* _GIVEN INFORMATION_

* START *

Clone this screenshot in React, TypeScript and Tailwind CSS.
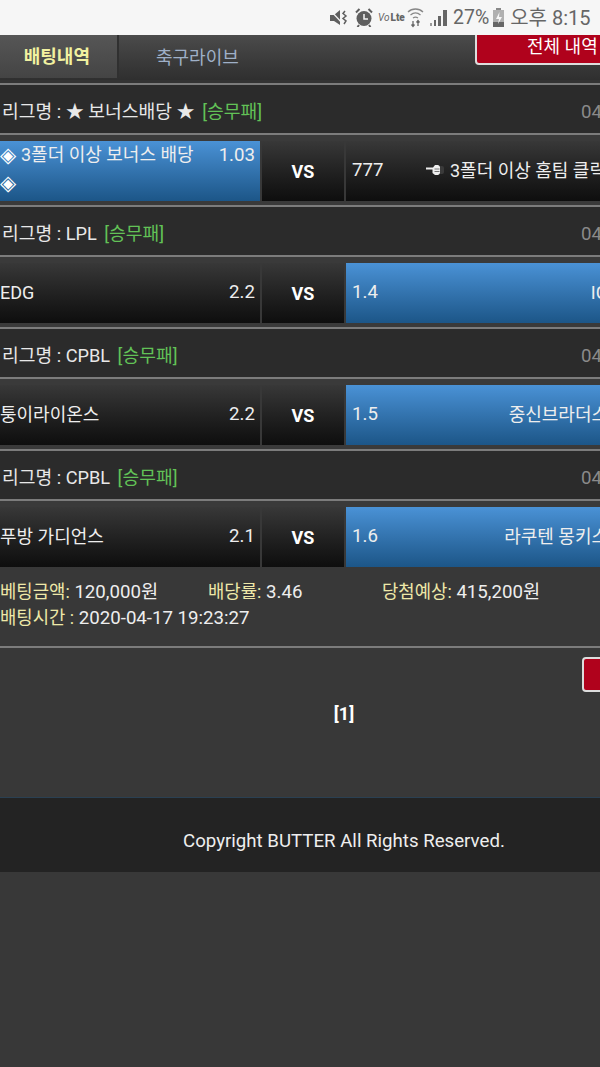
import React from 'react';

const FONT = { fontFamily: 'Roboto, "Noto Sans CJK KR", sans-serif' };

interface Match {
  league: string;
  left: string;
  leftOdds: string;
  leftOn?: boolean;
  bonus?: boolean;
  rightOdds: string;
  right: string;
  rightOn?: boolean;
  pointer?: boolean;
}

const MATCHES: Match[] = [
  { league: '★ 보너스배당 ★', left: '3폴더 이상 보너스 배당', bonus: true, leftOdds: '1.03', leftOn: true, rightOdds: '777', right: '3폴더 이상 홈팀 클릭', pointer: true },
  { league: 'LPL', left: 'EDG', leftOdds: '2.2', rightOdds: '1.4', right: 'IG', rightOn: true },
  { league: 'CPBL', left: '퉁이라이온스', leftOdds: '2.2', rightOdds: '1.5', right: '중신브라더스', rightOn: true },
  { league: 'CPBL', left: '푸방 가디언스', leftOdds: '2.1', rightOdds: '1.6', right: '라쿠텐 몽키스', rightOn: true },
];

const StatusBar = () => (
  <div className="h-[35px] bg-[#f6f6f6] flex items-center pl-[330px] text-[#666666] text-[20px]">
    {/* vibrate mode */}
    <svg width="20" height="18" viewBox="0 0 20 18" fill="#5f5f5f">
      <path d="M0 6h4l6-5v15l-6-4H0z" />
      <path d="M0 1l14 15" stroke="#f6f6f6" strokeWidth="1.2" />
      <path d="M15 2l-2 2.500 3 2.500-3 2.500 3 2.500-2 3" fill="none" stroke="#5f5f5f" strokeWidth="1.5" />
    </svg>
    {/* alarm */}
    <svg width="18" height="19" viewBox="0 0 18 19" className="ml-[5px]">
      <circle cx="9" cy="10.500" r="7.500" fill="#5f5f5f" />
      <path d="M9 6v5h4" fill="none" stroke="#f6f6f6" strokeWidth="1.500" />
      <path d="M1 4.500l3.500-3.500M17 4.500l-3.500-3.500M4 17l-1.500 2M14 17l1.500 2" stroke="#5f5f5f" strokeWidth="2" />
    </svg>
    <span className="ml-[5px] w-[24px] flex items-baseline text-[#666666] leading-none">
      <span className="text-[10px] italic">Vo</span>
      <span className="text-[10px] font-black ml-[1px]">Lte</span>
    </span>
    {/* wifi with up/down arrows */}
    <svg width="17" height="21" viewBox="0 0 17 21" fill="none" stroke="#888888" strokeWidth="1.3" className="ml-[5px]">
      <path d="M1 5c4-4 11-4 15 0M3.500 8c3-2.500 7-2.500 10 0M6 11c1.500-1 3.500-1 5 0" />
      <path d="M6 14v5M4.500 17.500l1.500 2 1.500-2M11 19v-5M9.500 15.500l1.500-2 1.500 2" stroke="#666666" />
    </svg>
    <svg width="17" height="18" viewBox="0 0 17 18" fill="#666666" className="ml-[6px]">
      <rect x="0" y="14" width="2" height="3" fill="#999999" />
      <rect x="4" y="11" width="2" height="6" />
      <rect x="8" y="7" width="3" height="10" />
      <rect x="13" y="1" width="4" height="16" />
    </svg>
    <span className="ml-[6px] text-[19.500px]">27%</span>
    <svg width="11" height="19" viewBox="0 0 11 19" className="ml-[4px]">
      <rect x="3" y="0" width="5" height="2" fill="#888888" />
      <rect x="0" y="2" width="11" height="17" fill="#b0b0b0" />
      <rect x="0" y="14" width="11" height="5" fill="#666666" />
      <path d="M6.500 4L3 11h3l-1 5 4-7H6z" fill="#f6f6f6" />
    </svg>
    <span className="ml-[6px] whitespace-nowrap">오후 8:15</span>
  </div>
);

const MatchRow = ({ m }: { m: Match }) => {
  const on = 'bg-gradient-to-b from-[#4a92d6] to-[#1c5688]';
  const off = 'bg-gradient-to-b from-[#383838] to-[#0e0e0e]';
  return (
    <div className="flex h-[60px] text-[#eeeeee] text-[18px] whitespace-nowrap">
      <div className={`w-[282px] pl-[22px] pr-[5px] flex justify-between ${m.bonus ? 'leading-[28px]' : 'items-center pb-[2px]'} ${m.leftOn ? on : off}`}>
        {m.bonus ? (
          <div>
            <div className="flex items-center gap-[5px]"><span className="text-[21px] leading-[28px] text-white">◈</span>{m.left}</div>
            <div className="text-[21px] leading-[28px] text-white">◈</div>
          </div>
        ) : (
          <div>{m.left}</div>
        )}
        <div className="text-[18.670px]">{m.leftOdds}</div>
      </div>
      <div className={`ml-[2px] w-[82px] flex items-center justify-center font-bold text-white text-[18px] ${off}`}>VS</div>
      <div className={`ml-[2px] flex-1 pl-[6px] pb-[2px] flex items-center justify-between ${m.rightOn ? on : off}`}>
        <span className="text-[18.670px]">{m.rightOdds}</span>
        <span className={`flex items-center gap-[6px] ${m.pointer ? 'mr-[32px]' : 'mr-[30px]'}`}>
          {m.pointer && (
            <svg width="18" height="12" viewBox="0 0 18 12">
              <rect x="13" y="2" width="5" height="8" rx="2" fill="#3a3a3a" />
              <path d="M0 3.500h7l2-2.500h3a3 3 0 0 1 2 2v6a3 3 0 0 1-2 2H9L6.500 9V5.500H0z" fill="#eeeeee" />
              <path d="M8.500 5h5M8.500 7.500h5" stroke="#555555" strokeWidth="0.800" />
            </svg>
          )}
          {m.right}
        </span>
      </div>
    </div>
  );
};

export default function App() {
  return (
    <div style={FONT} className="min-h-[1067px] bg-[#383838] overflow-hidden">
      <StatusBar />
      <div className="w-[660px] ml-[-22px]">
        <div className="h-[45px] flex bg-gradient-to-b from-[#4b4b4b] to-[#2f2f2f] whitespace-nowrap">
          <div className="w-[141px] h-[43px] bg-gradient-to-b from-[#565656] to-[#444444] border-r-2 border-[#303030] flex items-center justify-end pr-[27px] text-[#f1f1a0] font-bold text-[18px]">
            배팅내역
          </div>
          <div className="ml-[37px] flex items-center text-[#9fb0c8] text-[18px] h-[45px]">축구라이브</div>
          <div className="ml-auto mr-[-1px] w-[164px] h-[30px] bg-[#b0021c] border-2 border-t-0 border-[#dddddd] rounded-bl-[4px] text-white text-[18px] leading-[24px] pl-[50px]">
            전체 내역
          </div>
        </div>
        <div className="h-[3px] bg-[#333333]" />

        {MATCHES.map((m, i) => (
          <div key={i}>
            <div className="h-[2px] bg-[#7c7c7c]" />
            <div className="h-[48px] bg-[#2b2b2b] flex items-center justify-between pl-[24px] pt-[6px] text-[#e8e8e8] text-[18.200px] whitespace-nowrap">
              <span>
                리그명 : {m.league} <span className="ml-[3px] text-[#62c257]">[승무패]</span>
              </span>
              <span className="text-[#8a8a8a] text-[18.670px] w-[57px]">04</span>
            </div>
            <div className="h-[2px] bg-[#7c7c7c]" />
            <div className="h-[6px] bg-[#3a3a3a]" />
            <MatchRow m={m} />
            {i < 3 && <div className="h-[4px] bg-[#3a3a3a]" />}
          </div>
        ))}

        <div className="pl-[22px] pt-[12px] text-[18.670px] text-[#eeeeee] leading-[26px] whitespace-nowrap">
          <div className="flex">
            <span className="w-[208px]"><span className="text-[#eee8a8] text-[17.800px]">베팅금액:</span> 120,000원</span>
            <span className="w-[174px]"><span className="text-[#eee8a8] text-[17.800px]">배당률:</span> 3.46</span>
            <span><span className="text-[#eee8a8] text-[17.800px]">당첨예상:</span> 415,200원</span>
          </div>
          <div><span className="text-[#eee8a8] text-[17.800px]">배팅시간 :</span> 2020-04-17 19:23:27</div>
        </div>
        <div className="h-[2px] bg-[#7c7c7c] mt-[15px]" />

        <div className="h-[149px]">
          <div className="flex justify-end pr-[16px] pt-[9px]">
            <div className="w-[40px] h-[35px] bg-[#b0021c] border-2 border-[#dddddd] rounded-[4px]" />
          </div>
          <div className="text-center font-bold text-white text-[18px] mt-[8px] pl-[72px]">[1]</div>
        </div>
        <div className="h-[1px] bg-[#2a4052]" />
        <div className="h-[74px] bg-[#232323] flex items-center pl-[205px] pt-[11px] text-[#eeeeee] text-[18.670px]">
          Copyright BUTTER All Rights Reserved.
        </div>
      </div>
    </div>
  );
}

* END *

* _WHAT IS REQUIRED_
Identify and copy the lines holding the word "React".

* _EXPECTED OUTPUT_
Clone this screenshot in React, TypeScript and Tailwind CSS.
import React from 'react';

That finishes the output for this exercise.